For the uninitiated, Tarot cards might look like a lot of heeby-jeeby weirdness. However, those who are familiar with Tarot cards and understand how they work attest that they’re a powerful tool for gaining insight about life.
Tarot cards, as a form of divination, have been around for at least 500 years and most likely much longer. The oldest known deck was painted for the rulers of the Duchy of Milan and dates back to the 1500s. There are only 15 cards left in the deck to date.
But how do these cards work? How is it that the reliably produce insight and wisdom? And how can you learn to use them?
What Are Tarot Cards?
The standard Tarot card deck contains 72 cards.
Each one of these cards represents an archetype: a basic mode of human thought. Archetypes are symbols that represent feelings, behaviors, thoughts, and belief patterns that shape who are are as individual.
In the Tarot deck, there are 22 Major Arcana cards and 50 Minor Arcana cards.
The Major Arcana cards are the most recognizable, as they pertain to situations and feelings that everyone will face at some point during their lives. The Minor Arcana cards deal with more subtle realities. Together, the Major Arcana and Minor Arcana cards can help provide direction in any given situation.
One of the interesting things about the Major Arcana cards is that they actually tell a story. The deck starts with The Fool – a card that represents a care-free, wandering individual – and follows his evolution throughout the next 21 cards until he arrives at the 22nd card, The World. The World is a card that represents completion and fulfillment.
Learning to Use Tarot Cards
If you want to learn to use your own Tarot cards, the first step is to go out and buy a deck. There are many different forms of Tarot decks available, each with their own imagery and symbology. For people seeking an even more powerful symbolic experience, the Rider-Waite deck provides cards so rich in symbolism that it can take years of study to fully grasp the meaning of each card.
Next up, start doing readings. If your Tarot deck didn’t come with a guidebook, you’re going to need one – or you’ll be doing a lot of Googling.
You can start by doing readings on yourself and your close friends – people who aren’t going to care if you have to refer to your guidebook after each card. Ask a question and consult the cards for an answer.
The next step just requires intuition.

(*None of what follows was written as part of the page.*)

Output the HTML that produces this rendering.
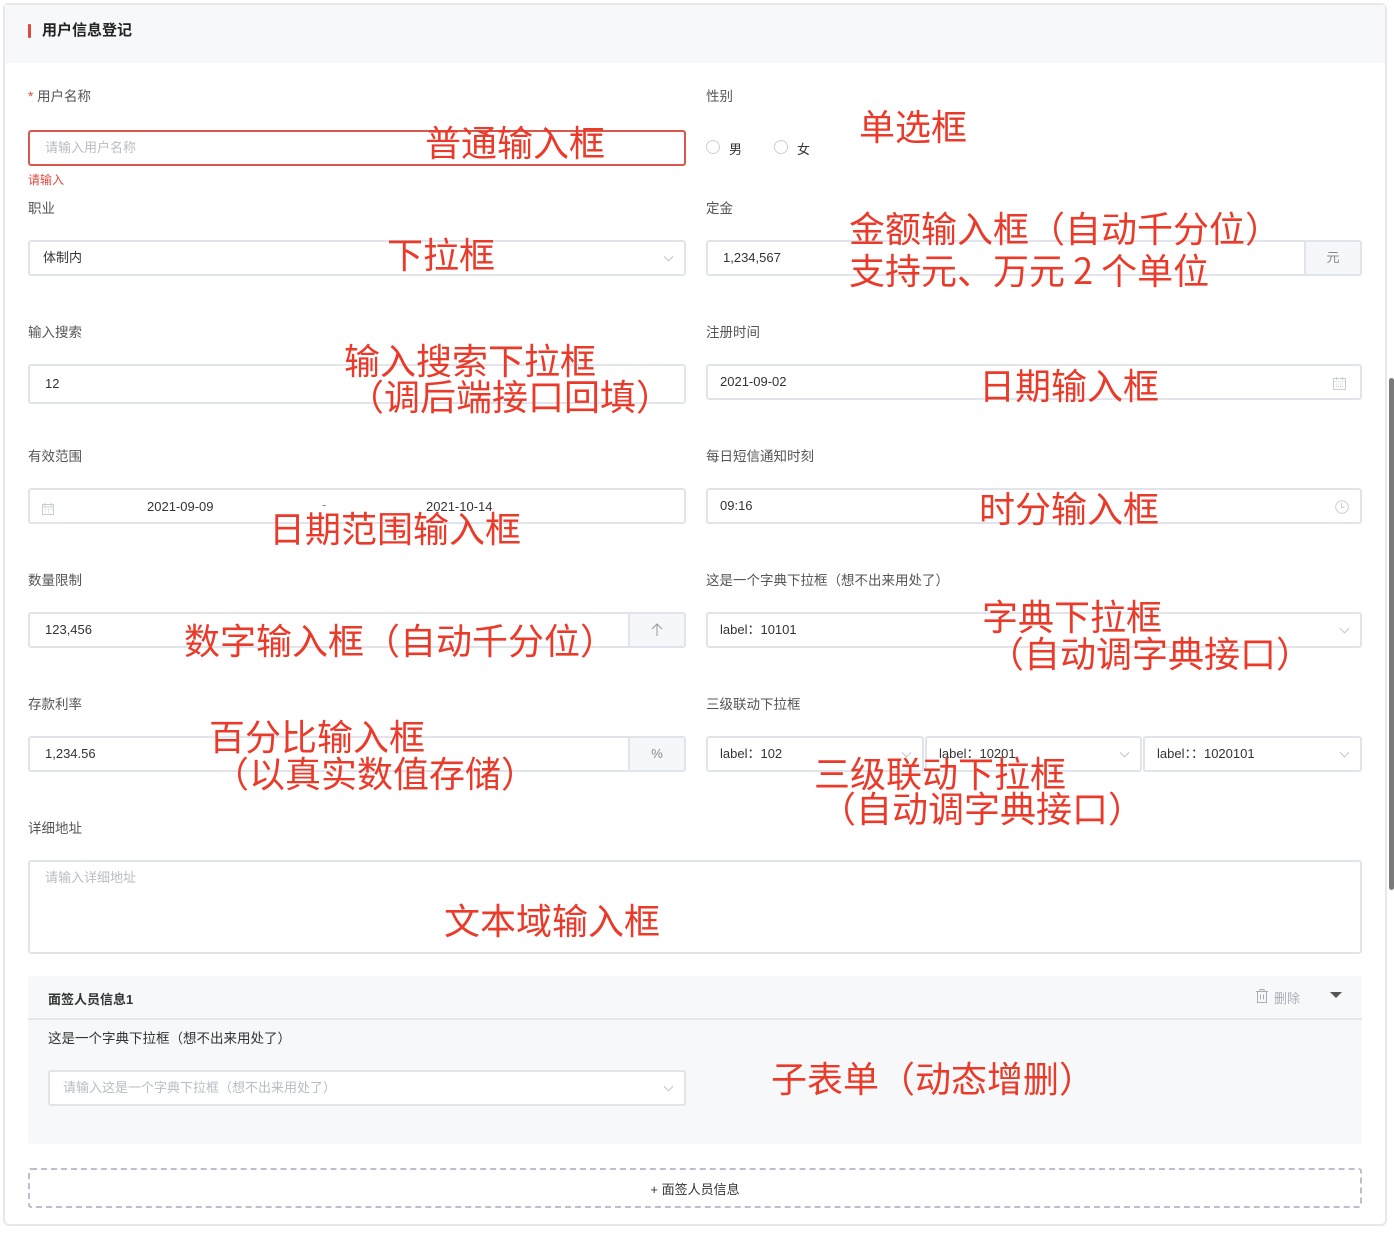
<!DOCTYPE html>
<html><head><meta charset="utf-8"><style>
*{box-sizing:border-box;margin:0;padding:0}
body{width:1394px;height:1234px;background:#fff;position:relative;overflow:hidden;font-family:"Liberation Sans","Noto Sans CJK SC",sans-serif;font-size:13px;color:#333}
.a{position:absolute}
.card{left:3px;top:3px;width:1384px;height:1223px;border:2px solid #e6e8ed;border-radius:6px;background:#fff}
.hd{left:5px;top:5px;width:1380px;height:58px;background:#f7f8fa}
.lb{color:#555;font-size:13.5px;line-height:16px}
.in{border:2px solid #e1e4ea;border-radius:3px;background:#fff;line-height:16px;padding-left:15px;display:flex;align-items:center}
.ph{color:#b8bcc4}
.an{color:#ea3a2a;font-family:"Noto Sans CJK SC",sans-serif;font-size:36px;line-height:40px;white-space:nowrap;font-weight:400}
.chev{position:absolute;right:12px;top:50%;width:7px;height:7px;border-right:1px solid #c0c4cc;border-bottom:1px solid #c0c4cc;transform:translateY(-70%) rotate(45deg)}
.addon{position:absolute;right:0;top:0;bottom:0;width:56px;background:#f5f7fa;border-left:2px solid #e1e4ea;color:#888;display:flex;align-items:center;justify-content:center}
</style></head><body>
<div class="a card"></div>
<div class="a hd"></div>
<div class="a" style="left:28px;top:24px;width:3px;height:14px;background:#e0483a;border-radius:1px"></div>
<div class="a" style="left:42px;top:21px;font-size:15px;font-weight:bold;color:#222;line-height:20px">用户信息登记</div>

<div class="a lb" style="left:28px;top:89px"><span style="color:#e0483a">*</span> 用户名称</div>
<div class="a in" style="left:28px;top:130px;width:658px;height:36px;border-color:#d9574b"><span class="ph">请输入用户名称</span></div>
<div class="a" style="left:28px;top:171px;color:#e0483a;font-size:12px">请输入</div>

<div class="a lb" style="left:28px;top:201px">职业</div>
<div class="a in" style="left:28px;top:240px;width:658px;height:36px;padding-left:13px">体制内<i class="chev"></i></div>

<div class="a lb" style="left:28px;top:325px">输入搜索</div>
<div class="a in" style="left:28px;top:364px;width:658px;height:40px">12</div>

<div class="a lb" style="left:28px;top:449px">有效范围</div>
<div class="a in" style="left:28px;top:488px;width:658px;height:36px">
<svg class="a" style="left:12px;top:13px" width="12" height="12" viewBox="0 0 12 12" fill="none" stroke="#c8ccd3"><rect x="0.5" y="1.5" width="11" height="10"/><path d="M0.5 4h11M3 0v3M9 0v3M3 6.5h1M6 6.5h1M9 6.5h1M3 9h1M6 9h1"/></svg>
<span class="a" style="left:117px;top:9px">2021-09-09</span><span class="a" style="left:292px;top:7px;color:#888">-</span><span class="a" style="left:396px;top:9px">2021-10-14</span></div>

<div class="a lb" style="left:28px;top:573px">数量限制</div>
<div class="a in" style="left:28px;top:612px;width:658px;height:36px">123,456<div class="addon"><svg width="12" height="14" viewBox="0 0 12 14" fill="none" stroke="#999"><path d="M6 13V1M1 6l5-5 5 5"/></svg></div></div>

<div class="a lb" style="left:28px;top:697px">存款利率</div>
<div class="a in" style="left:28px;top:736px;width:658px;height:36px">1,234.56<div class="addon">%</div></div>

<div class="a lb" style="left:28px;top:821px">详细地址</div>
<div class="a in" style="left:28px;top:860px;width:1334px;height:94px;align-items:flex-start;padding-top:8px"><span class="ph">请输入详细地址</span></div>

<div class="a lb" style="left:706px;top:89px">性别</div>
<div class="a" style="left:706px;top:140px;width:14px;height:14px;border:1px solid #ccd0d7;border-radius:50%"></div>
<div class="a" style="left:729px;top:139px">男</div>
<div class="a" style="left:774px;top:140px;width:14px;height:14px;border:1px solid #ccd0d7;border-radius:50%"></div>
<div class="a" style="left:797px;top:139px">女</div>

<div class="a lb" style="left:706px;top:201px">定金</div>
<div class="a in" style="left:706px;top:240px;width:656px;height:36px;padding-left:15px">1,234,567<div class="addon">元</div></div>

<div class="a lb" style="left:706px;top:325px">注册时间</div>
<div class="a in" style="left:706px;top:364px;width:656px;height:36px;padding-left:12px">2021-09-02
<svg class="a" style="right:14px;top:11px" width="13" height="13" viewBox="0 0 13 13" fill="none" stroke="#c8ccd3"><rect x="0.5" y="1.5" width="12" height="11"/><path d="M0.5 4.5h12M3.5 0v3M9.5 0v3M3 7h7M3 9.5h7" stroke-dasharray="1 1"/></svg></div>

<div class="a lb" style="left:706px;top:449px">每日短信通知时刻</div>
<div class="a in" style="left:706px;top:488px;width:656px;height:36px;padding-left:12px">09:16
<svg class="a" style="right:11px;top:10px" width="14" height="14" viewBox="0 0 14 14" fill="none" stroke="#c8ccd3"><circle cx="7" cy="7" r="6.3"/><path d="M6.5 3v4.5h3"/></svg></div>

<div class="a lb" style="left:706px;top:573px">这是一个字典下拉框（想不出来用处了）</div>
<div class="a in" style="left:706px;top:612px;width:656px;height:36px;padding-left:12px">label：10101<i class="chev"></i></div>

<div class="a lb" style="left:706px;top:697px">三级联动下拉框</div>
<div class="a in" style="left:706px;top:736px;width:218px;height:36px;padding-left:12px">label：102<i class="chev"></i></div>
<div class="a in" style="left:925px;top:736px;width:217px;height:36px;padding-left:12px">label：10201<i class="chev"></i></div>
<div class="a in" style="left:1143px;top:736px;width:219px;height:36px;padding-left:12px">label：：1020101<i class="chev"></i></div>

<div class="a" style="left:28px;top:976px;width:1334px;height:168px;background:#f7f8fa;border-radius:4px"></div>
<div class="a" style="left:28px;top:1018px;width:1334px;height:2px;background:#e6e8ed"></div>
<div class="a" style="left:48px;top:989px;font-weight:bold;color:#333">面签人员信息1</div>
<svg class="a" style="left:1256px;top:989px" width="12" height="14" viewBox="0 0 12 14" fill="none" stroke="#a8adb6"><path d="M0 2.5h12M4 2.5V0.5h4v2M1.5 2.5v11h9v-11M4.5 5.5v5M7.5 5.5v5"/></svg>
<div class="a" style="left:1274px;top:988px;color:#a8adb6">删除</div>
<div class="a" style="left:1330px;top:992px;width:0;height:0;border-left:6px solid transparent;border-right:6px solid transparent;border-top:6px solid #555"></div>
<div class="a lb" style="left:48px;top:1031px;color:#333">这是一个字典下拉框（想不出来用处了）</div>
<div class="a in" style="left:48px;top:1070px;width:638px;height:36px;padding-left:13px"><span class="ph">请输入这是一个字典下拉框（想不出来用处了）</span><i class="chev"></i></div>

<div class="a" style="left:28px;top:1168px;width:1334px;height:40px;border:2px dashed #b9bed0;border-radius:3px;display:flex;align-items:center;justify-content:center;color:#333">+ 面签人员信息</div>

<div class="a" style="left:1389px;top:378px;width:5px;height:512px;background:#7a7a7a;border-radius:3px"></div>

<div class="a an" style="left:425px;top:121px">普通输入框</div>
<div class="a an" style="left:859px;top:105px">单选框</div>
<div class="a an" style="left:849px;top:207px">金额输入框（自动千分位）</div>
<div class="a an" style="left:849px;top:249px">支持元、万元 2 个单位</div>
<div class="a an" style="left:387px;top:233px">下拉框</div>
<div class="a an" style="left:344px;top:339px">输入搜索下拉框</div>
<div class="a an" style="left:348px;top:375px">（调后端接口回填）</div>
<div class="a an" style="left:979px;top:364px">日期输入框</div>
<div class="a an" style="left:269px;top:507px">日期范围输入框</div>
<div class="a an" style="left:979px;top:487px">时分输入框</div>
<div class="a an" style="left:184px;top:619px">数字输入框（自动千分位）</div>
<div class="a an" style="left:982px;top:595px">字典下拉框</div>
<div class="a an" style="left:988px;top:632px">（自动调字典接口）</div>
<div class="a an" style="left:209px;top:715px">百分比输入框</div>
<div class="a an" style="left:213px;top:752px">（以真实数值存储）</div>
<div class="a an" style="left:814px;top:752px">三级联动下拉框</div>
<div class="a an" style="left:820px;top:787px">（自动调字典接口）</div>
<div class="a an" style="left:444px;top:899px">文本域输入框</div>
<div class="a an" style="left:771px;top:1057px">子表单（动态增删）</div>
</body></html>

As the reader, it’s your job to figure out how the Arcana relate to each other and to craft a relevant story that will help you move forward in life. For example, if your question is “should I stay at my job?” and you pull the Fool, which represents new beginnings and freedom, you could quite easily relate that to your question.
After enough readings, you’ll start to remember the cards’ meanings. You can also study them like flash cards, pulling them one by one and trying to recite their meaning.
Tarot cards are a very powerful and interesting form of divination. If you’re eager to start learning Tarot cards, it’s easy – all you need is a deck and a guidebook.